Edytor dokumentów - Google Documents

przeczytasz w 2 min.

http://docs.google.com

Google Documents to prosty pakiet biurowy online. Umożliwia edycję tekstu, tworzenie tabel w arkuszach kalkulacyjnych oraz prezentacji. Pliki dostępne są z każdego komputera podłączonego do internetu, więc może z nimi pracować kilka osób naraz. Główny interfejs usługi przypomina skrzynkę odbiorczą Gmaila. Na pasku po lewej znajdują się katalogi [1]. Szczególnie użyteczna jest kategoria "Wszystkie foldery", gdzie można grupować swoje dokumenty i w ten sposób skracać proces ich ponownego wyszukiwania.

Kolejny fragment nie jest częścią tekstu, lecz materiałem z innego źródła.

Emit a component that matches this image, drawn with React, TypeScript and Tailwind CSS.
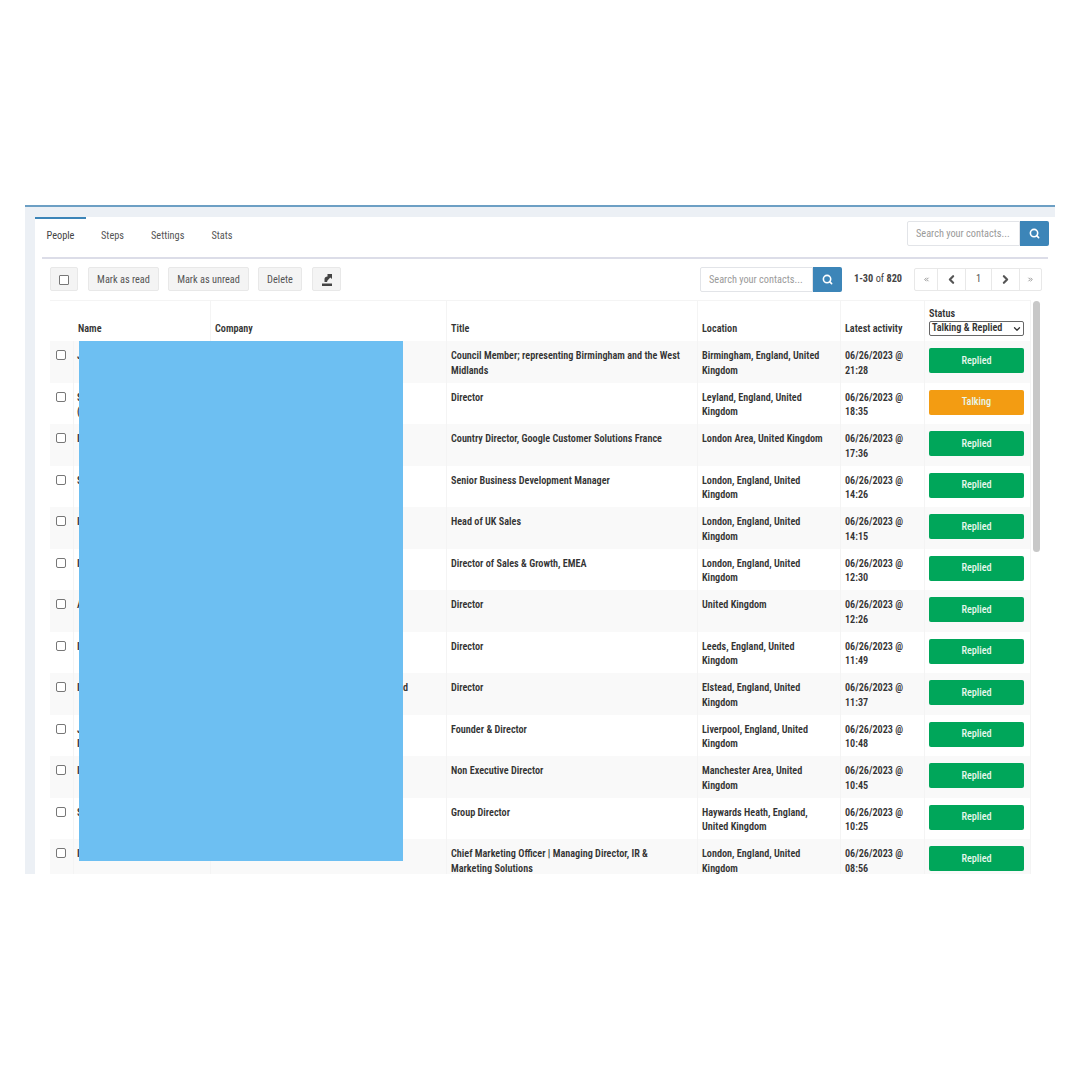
import { Search, ChevronDown, ChevronLeft, ChevronRight, ChevronsLeft, ChevronsRight } from "lucide-react"

const rows = [
  { initial: "J", extra: "", company: "", title: "Council Member; representing Birmingham and the West Midlands", location: "Birmingham, England, United Kingdom", date: "21:28", status: "Replied" },
  { initial: "S", extra: "(", company: "", title: "Director", location: "Leyland, England, United Kingdom", date: "18:35", status: "Talking" },
  { initial: "I", extra: "", company: "", title: "Country Director, Google Customer Solutions France", location: "London Area, United Kingdom", date: "17:36", status: "Replied" },
  { initial: "S", extra: "", company: "", title: "Senior Business Development Manager", location: "London, England, United Kingdom", date: "14:26", status: "Replied" },
  { initial: "I", extra: "", company: "", title: "Head of UK Sales", location: "London, England, United Kingdom", date: "14:15", status: "Replied" },
  { initial: "I", extra: "", company: "", title: "Director of Sales & Growth, EMEA", location: "London, England, United Kingdom", date: "12:30", status: "Replied" },
  { initial: "A", extra: "", company: "", title: "Director", location: "United Kingdom", date: "12:26", status: "Replied" },
  { initial: "I", extra: "", company: "", title: "Director", location: "Leeds, England, United Kingdom", date: "11:49", status: "Replied" },
  { initial: "I", extra: "", company: "d", title: "Director", location: "Elstead, England, United Kingdom", date: "11:37", status: "Replied" },
  { initial: "J", extra: "I", company: "", title: "Founder & Director", location: "Liverpool, England, United Kingdom", date: "10:48", status: "Replied" },
  { initial: "I", extra: "", company: "", title: "Non Executive Director", location: "Manchester Area, United Kingdom", date: "10:45", status: "Replied" },
  { initial: "S", extra: "", company: "", title: "Group Director", location: "Haywards Heath, England, United Kingdom", date: "10:25", status: "Replied" },
  { initial: "I", extra: "", company: "", title: "Chief Marketing Officer | Managing Director, IR & Marketing Solutions", location: "London, England, United Kingdom", date: "08:56", status: "Replied" },
]

const gridCols = "grid grid-cols-[23px_137px_236px_251px_143px_84px_106px]"

function SearchBox({ width }: { width: string }) {
  return (
    <div className="flex h-[25px]">
      <div className={`${width} flex items-center border border-[#e2e4e8] rounded-l-[2px] pl-2 pt-px text-[#9a9a9a]`}>
        Search your contacts...
      </div>
      <div className="w-[29px] flex items-center justify-center bg-[#3c85b8] rounded-r-[2px] text-white">
        <Search size={11} strokeWidth={3.5} />
      </div>
    </div>
  )
}

function ToolButton({ children, className }: { children: React.ReactNode; className: string }) {
  return (
    <div className={`${className} h-6 flex items-center justify-center bg-[#f4f4f4] border border-[#e8e8e8] rounded-[2px] pt-px text-[#555]`}>
      {children}
    </div>
  )
}

function ExportIcon() {
  return (
    <svg width="12" height="13" viewBox="0 0 12 13" className="text-[#444]">
      <path d="M1 10.5h10V13H1z" fill="currentColor" />
      <path d="M3.5 9V6C3.5 4.5 4.7 3.5 6.5 3.5V1L11 1v5L9.3 4.6 6.5 7.4 6 9z" fill="currentColor" />
    </svg>
  )
}

export default function App() {
  return (
    <div className="bg-white h-[1080px] pt-[205px] px-[25px] opacity-[0.999] font-['Roboto',sans-serif] [font-stretch:75%] text-[10.3px] text-[#333]">
      <div className="relative h-[669px] overflow-hidden border-t-2 border-[#6c9fc4] bg-[#ecf0f5] pt-[10px] pl-[10px]">
        <div className="bg-white h-full">
          <div className="flex items-center justify-between h-[32px] pr-[6px]">
            <div className="flex h-full">
              <div className="w-[51px] flex items-center justify-center border-t-2 border-[#3c85b8] text-[#444] pt-[3px]">People</div>
              <div className="flex items-center gap-[27px] pl-[15px] pt-[5px] text-[#555]">
                <span>Steps</span>
                <span>Settings</span>
                <span>Stats</span>
              </div>
            </div>
            <SearchBox width="w-[113px]" />
          </div>

          <div className="ml-[7px] mr-[7px] mt-[8px] h-[2px] bg-[#dcdde8]" />

          <div className="flex items-center h-[24px] mt-[8px] ml-[15px] mr-[13px]">
            <ToolButton className="w-[28px]">
              <span className="w-[10px] h-[10px] border border-[#777] rounded-[1px] bg-white" />
            </ToolButton>
            <ToolButton className="w-[71px] ml-[10px]">Mark as read</ToolButton>
            <ToolButton className="w-[81px] ml-[9px]">Mark as unread</ToolButton>
            <ToolButton className="w-[44px] ml-[9px]">Delete</ToolButton>
            <ToolButton className="w-[29px] ml-[10px]">
              <ExportIcon />
            </ToolButton>
            <div className="ml-auto flex items-center">
              <SearchBox width="w-[113px]" />
              <span className="w-[72px] text-center text-[#444]">
                <b>1-30</b> of <b>820</b>
              </span>
              <div className="flex h-[23px] border border-[#e8e8e8] rounded-[2px] text-[#555]">
                <span className="w-[22px] flex items-center justify-center text-[#888]"><ChevronsLeft size={7} strokeWidth={3} /></span>
                <span className="w-[28px] flex items-center justify-center border-l border-[#e8e8e8]"><ChevronLeft size={13} strokeWidth={4} /></span>
                <span className="w-[26px] flex items-center justify-center border-l border-[#e8e8e8]">1</span>
                <span className="w-[28px] flex items-center justify-center border-l border-[#e8e8e8]"><ChevronRight size={13} strokeWidth={4} /></span>
                <span className="w-[22px] flex items-center justify-center border-l border-[#e8e8e8] text-[#888]"><ChevronsRight size={7} strokeWidth={3} /></span>
              </div>
            </div>
          </div>

          <div className="ml-[15px] mt-[9px] w-[981px] border-r border-[#f4f4f4] font-semibold text-[10.2px] text-[#333] leading-[14.5px]">
            <div className={`${gridCols} h-[41px] border-t border-[#f4f4f4]`}>
              <div />
              <div className="flex items-end pl-[5px] pb-[5px]">Name</div>
              <div className="flex items-end pl-[4px] pb-[5px] border-l border-[#f4f4f4]">Company</div>
              <div className="flex items-end pl-[4px] pb-[5px] border-l border-[#f4f4f4]">Title</div>
              <div className="flex items-end pl-[4px] pb-[5px] border-l border-[#f4f4f4]">Location</div>
              <div className="flex items-end pl-[4px] pb-[5px] border-l border-[#f4f4f4]">Latest activity</div>
              <div className="pl-[4px] pt-[6px] border-l border-[#f4f4f4]">
                <div className="leading-[14px]">Status</div>
                <div className="flex items-center justify-between w-[95px] h-[15px] pl-[2px] pr-[1px] border border-[#666] rounded-[2px] bg-white">
                  <span>Talking &amp; Replied</span>
                  <ChevronDown size={10} strokeWidth={3} />
                </div>
              </div>
            </div>

            {rows.map((row, i) => (
              <div key={i} className={`${gridCols} h-[41.5px] ${i % 2 === 0 ? "bg-[#f9f9f9]" : "bg-white"}`}>
                <div className="pl-[6px] pt-[9px]">
                  <span className="block w-[10px] h-[10px] border border-[#777] rounded-[2px] bg-white" />
                </div>
                <div className="pl-[3px] pt-[8px] border-l border-[#f4f4f4]">
                  {row.initial}
                  {row.extra && <div>{row.extra}</div>}
                </div>
                <div className="pt-[8px] pl-[192px] border-l border-[#f4f4f4]">{row.company}</div>
                <div className="pl-[4px] pr-[8px] pt-[8px] border-l border-[#f4f4f4]">{row.title}</div>
                <div className="pl-[4px] pr-[8px] pt-[8px] border-l border-[#f4f4f4]">{row.location}</div>
                <div className="pl-[4px] pr-[8px] pt-[8px] border-l border-[#f4f4f4]">06/26/2023 @ {row.date}</div>
                <div className="pl-[4px] pt-[7px] border-l border-[#f4f4f4]">
                  <div className={`w-[95px] h-[25px] flex items-center justify-center rounded-[2px] pt-px font-medium text-[#e6f7ec] ${row.status === "Talking" ? "bg-[#f39c12]" : "bg-[#00a65a]"}`}>
                    {row.status}
                  </div>
                </div>
              </div>
            ))}
          </div>
        </div>

        <div className="absolute left-[54px] top-[134px] w-[324px] h-[520px] bg-[#6dbff2]" />
        <div className="absolute left-[1008px] top-[94px] w-[7px] h-[251px] rounded-full bg-[#c8c8c8]" />
      </div>
    </div>
  )
}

W głównym oknie [2] przegląda się zawartość poszczególnych katalogów. Wpisy posortowane są chronologicznie, przy czym liczy się nie data utworzenia pliku, ale jego ostatniej modyfikacji. Wyżej znajduje się lista poleceń [3], wśród nich "Nowy plik / folder", "Przekaż" (pod tą enigmatyczną nazwą kryje się upload plików zapisanych wcześniej na dysku komputera), "Udostępnianie" czy "Usuń".

Tworząc nowy dokument należy wybrać pierwszą z wyżej wymienionych opcji. Aby edytować wcześniej zapisany plik trzeba odszukać go w odpowiednim katalogu i kliknąć w jego tytuł. W obu przypadkach załaduje się nowe okno lub panel (zależnie od konfiguracji przeglądarki). Większość ekranu zajmie pole edycji tekstu lub danych. Na górze pojawi się zestaw ikon reprezentujących typowe funkcje (zakładka "Edycja" - wytłuszczenie, kursywa, kolor czcionki, jej wielkość itp.).

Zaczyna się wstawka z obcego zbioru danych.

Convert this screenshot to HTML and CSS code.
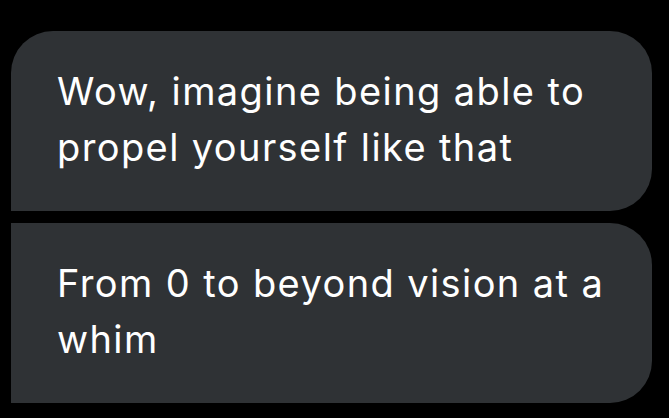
FILE: index.html
```html
<!DOCTYPE html>
<html lang="en">
<head>
<meta charset="utf-8">
<title>Messages</title>
<link rel="stylesheet" href="styles.css">
</head>
<body>
<div class="thread">
  <div class="bubble bubble-first">Wow, imagine being able to propel yourself like that</div>
  <div class="bubble bubble-middle">From 0 to beyond vision at a whim</div>
</div>
</body>
</html>
```
FILE: styles.css
```css
html, body {
  margin: 0;
  padding: 0;
  background: #000;
}
body {
  width: 669px;
  height: 418px;
  overflow: hidden;
  font-family: Inter, Roboto, sans-serif;
}
.thread {
  display: flex;
  flex-direction: column;
  gap: 12px;
  padding: 31px 0 0 11px;
}
.bubble {
  width: 641px;
  box-sizing: border-box;
  height: 180px;
  padding: 32px 24px 0 46px;
  background: #2f3235;
  color: #fff;
  font-size: 38px;
  line-height: 56px;
  letter-spacing: 1.4px;
}
.bubble-first {
  border-radius: 42px 42px 42px 0;
}
.bubble-middle {
  border-radius: 0 42px 42px 0;
}
```
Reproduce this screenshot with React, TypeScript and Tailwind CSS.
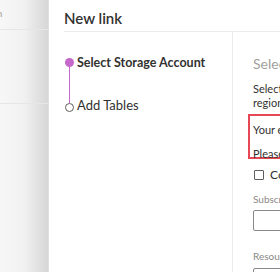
import React from "react";

export default function App() {
  return (
    <div className="flex h-[272px] w-[280px] overflow-hidden bg-white font-['Lato','Noto_Sans',sans-serif] text-[#323130]">
      {/* Background page behind the panel */}
      <div className="relative w-[48px] shrink-0 bg-gradient-to-r from-[#f7f7f7] via-[#f1f1f1] to-[#d6d6d6]">
        <div className="h-[30px] overflow-hidden whitespace-nowrap border-b border-[#e6e6e6] pt-[6px] text-[10px] text-[#a19f9d]">
          <span className="ml-[-27px]">Search</span>
        </div>
        <div className="h-[74px] border-b border-[#e6e6e6]" />
      </div>

      {/* Panel */}
      <div className="flex min-w-0 flex-1 flex-col border-l border-[#e1dfdd] bg-white">
        <div className="ml-[15px] h-[32px] shrink-0 border-b border-[#edebe9] pt-[9px] text-[15px] font-semibold leading-[18px]">
          New link
        </div>

        <div className="flex min-h-0 flex-1">
          {/* Stepper */}
          <div className="w-[184px] shrink-0 border-r border-[#edebe9] pl-[15px] pt-[24px]">
            <div className="flex items-start">
              <div className="flex w-[11px] flex-col items-center pt-[2px]">
                <span className="h-[9px] w-[9px] rounded-full bg-[#c668c9]" />
                <span className="h-[36px] w-[1px] bg-[#c668c9]" />
                <span className="h-[9px] w-[9px] rounded-full border border-[#605e5c] bg-white" />
              </div>
              <div className="ml-[2px] flex flex-col">
                <span className="text-[12.5px] font-bold leading-[14px]">Select Storage Account</span>
                <span className="mt-[27px] text-[13px] leading-[16px]">Add Tables</span>
              </div>
            </div>
          </div>

          {/* Form */}
          <div className="min-w-0 flex-1 overflow-hidden whitespace-nowrap pl-[15px] pt-[23px]">
            <div className="pl-[5px] text-[14px] leading-[18px] text-[#a19f9d]">Select storage account</div>
            <div className="mt-[9px] pl-[5px] text-[11px] leading-[14px]">
              Select a storage account in the same
              <br />
              region
            </div>
            <div className="mt-[4px] h-[45px] w-[80px] shrink-0 border-2 border-[#e74856] pl-[3px] pt-[7px] text-[11px] leading-[14px]">
              <div>Your environment</div>
              <div className="mt-[10px]">Please select</div>
            </div>
            <div className="mt-[7px] flex items-center pl-[6px] text-[12px]">
              <span className="h-[10px] w-[10px] shrink-0 rounded-[1px] border border-[#605e5c]" />
              <span className="ml-[6px]">Connect</span>
            </div>
            <div className="mt-[9px] pl-[5px] text-[10px] leading-[12px] text-[#8a8886]">Subscription</div>
            <div className="ml-[5px] mt-[5px] h-[21px] w-[80px] rounded-[2px] border border-[#8a8886]" />
            <div className="mt-[19px] pl-[5px] text-[10px] leading-[12px] text-[#8a8886]">Resource group</div>
            <div className="ml-[5px] mt-[6px] h-[21px] w-[80px] rounded-[2px] border border-[#8a8886]" />
          </div>
        </div>
      </div>
    </div>
  );
}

"Wstaw" [4] (edytor tekstu) pozwala znaleźć inne polecenia, umożliwiające dodawanie do dokumentów grafiki, linków, tabel. "Sortuj" (arkusz kalkulacyjny) porządkuje z kolei dane alfabetycznie lub odwrotnie. "Zmiany" [5] (wszystkie moduły, także prezentacje) umożliwiają prześledzenie wcześniejszych wersji przeglądanego dokumentu (podczas pracy na pliku Google Documents dokonuje co kilka minut automatycznego zapisu, stąd wcześniejsze wersje mogą być przydatne). Umieszczony niżej pasek narzędzi pozwala na formatowanie tekstu [6].

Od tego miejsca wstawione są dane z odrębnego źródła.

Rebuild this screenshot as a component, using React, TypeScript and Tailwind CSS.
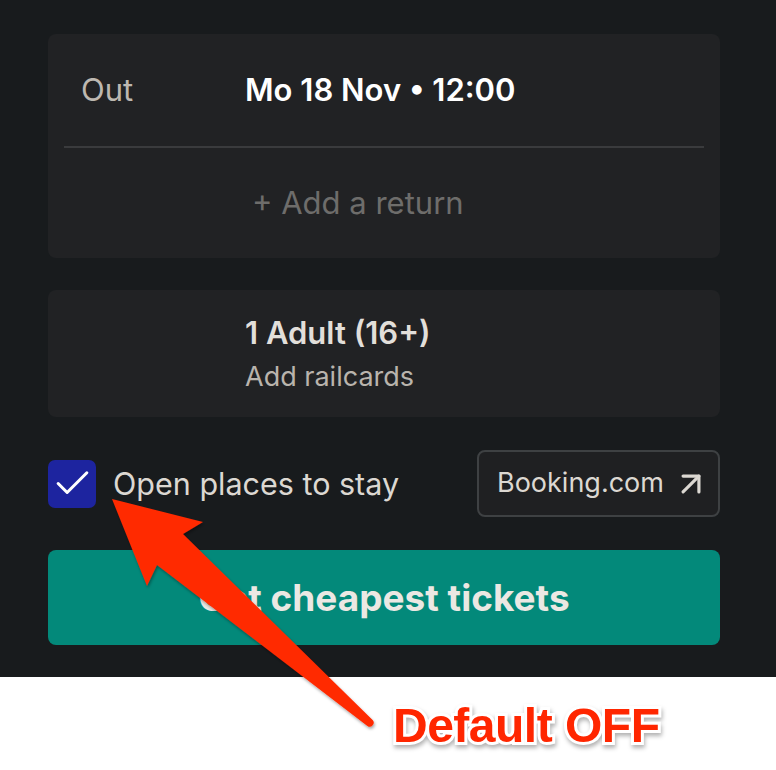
import { Check, ArrowUpRight } from "lucide-react";

function Arrow() {
  return (
    <svg
      className="pointer-events-none absolute left-0 top-0 h-[770px] w-[776px]"
      viewBox="0 0 776 770"
    >
      <defs>
        <filter id="sh" x="-10%" y="-10%" width="130%" height="130%">
          <feDropShadow dx="1" dy="2" stdDeviation="1.5" floodColor="#000" floodOpacity="0.35" />
        </filter>
      </defs>
      <path
        d="M112 499 L203 522 L183 534 L372.6 720 A4 4 0 0 1 367.4 726 L157 565 L147 586 Z"
        fill="#ff2a00"
        filter="url(#sh)"
      />
    </svg>
  );
}

export default function App() {
  return (
    <div className="relative h-[770px] w-[776px] overflow-hidden bg-white font-['Inter',sans-serif]">
      {/* app panel */}
      <div className="flex flex-col bg-[#181b1d] pb-[32px] pl-12 pr-14 pt-[34px]">
        {/* dates */}
        <div className="flex flex-col rounded-lg bg-[#212224]">
          <div className="flex h-[112px] items-center">
            <span className="w-[197px] pl-[33px] text-[31px] text-[#bdb8b1]">Out</span>
            <span className="text-[31px] font-semibold text-white">Mo 18 Nov • 12:00</span>
          </div>
          <div className="mx-4 h-[2px] bg-[#3a3b3d]" />
          <div className="flex h-[110px] items-center pl-[204px]">
            <span className="text-[31px] text-[#6e6d6b]">+ Add a return</span>
          </div>
        </div>

        {/* passengers */}
        <div className="mt-8 flex h-[127px] flex-col justify-center rounded-lg bg-[#212224] pl-[197px]">
          <span className="text-[31px] font-semibold leading-[38px] text-[#e2dfda]">1 Adult (16+)</span>
          <span className="mt-[9px] text-[27px] leading-[32px] text-[#b9b4ad]">Add railcards</span>
        </div>

        {/* stay */}
        <div className="mt-[33px] flex h-[67px] items-center justify-between">
          <div className="flex items-center gap-[17px]">
            <div className="grid h-12 w-12 place-items-center rounded-[7px] bg-[#1d249f]">
              <Check className="h-[43px] w-[43px] text-white" strokeWidth={1.7} />
            </div>
            <span className="text-[30.5px] text-[#dcd8d2]">Open places to stay</span>
          </div>
          <button className="flex h-[67px] w-[243px] items-center gap-[8px] rounded-lg border-2 border-[#3e4143] bg-[#1f2022] pl-[18px] text-[27px] text-[#dcd8d2]">
            Booking.com
            <ArrowUpRight className="h-[38px] w-[38px]" strokeWidth={2} />
          </button>
        </div>

        <button className="mt-[33px] flex h-[95px] items-center justify-center rounded-lg bg-[#03897a] text-[37px] font-bold text-[#ebe8e3]">
          Get cheapest tickets
        </button>
      </div>

      {/* annotation */}
      <div className="flex pl-[393px] pt-[25px]">
        <span className="font-['Liberation_Sans',Arial,sans-serif] text-[48px] font-bold leading-none tracking-[-0.5px] text-[#ff2600] [-webkit-text-stroke:6px_white] [paint-order:stroke_fill] [filter:drop-shadow(1px_3px_2px_rgba(0,0,0,0.3))]">
          Default OFF
        </span>
      </div>

      <Arrow />
    </div>
  );
}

Niestety ta usługa Google wciąż znajduje się w fazie beta. Nie oferuje tylu funkcji, co komercyjne (MS Office), a nawet bezpłatne (OpenOffice) pakiety biurowe. Najważniejsze ograniczenia to:

  • brak możliwości wklejania obrazków do tekstu za pośrednictwem Ctrl+C / Ctrl+V
     
  • bardzo ograniczone możliwości edytowania dodanej grafiki
     
  • brak możliwości zmieniania rozmiaru tabel czy usuwania ich elementów
     
  • mała liczba czcionek i gotowych stylów akapitów

Te wady sprawiają, że Google Documents nadają się przede wszystkim do tworzenia i edytowania niezbyt rozbudowanych plików tekstowych lub tabel - takich, które nie muszą ładnie wyglądać, bo spełniają tylko cele informacyjne - na przykład pomagają jakiejś firmie w dystrybucji danych wśród pracowników.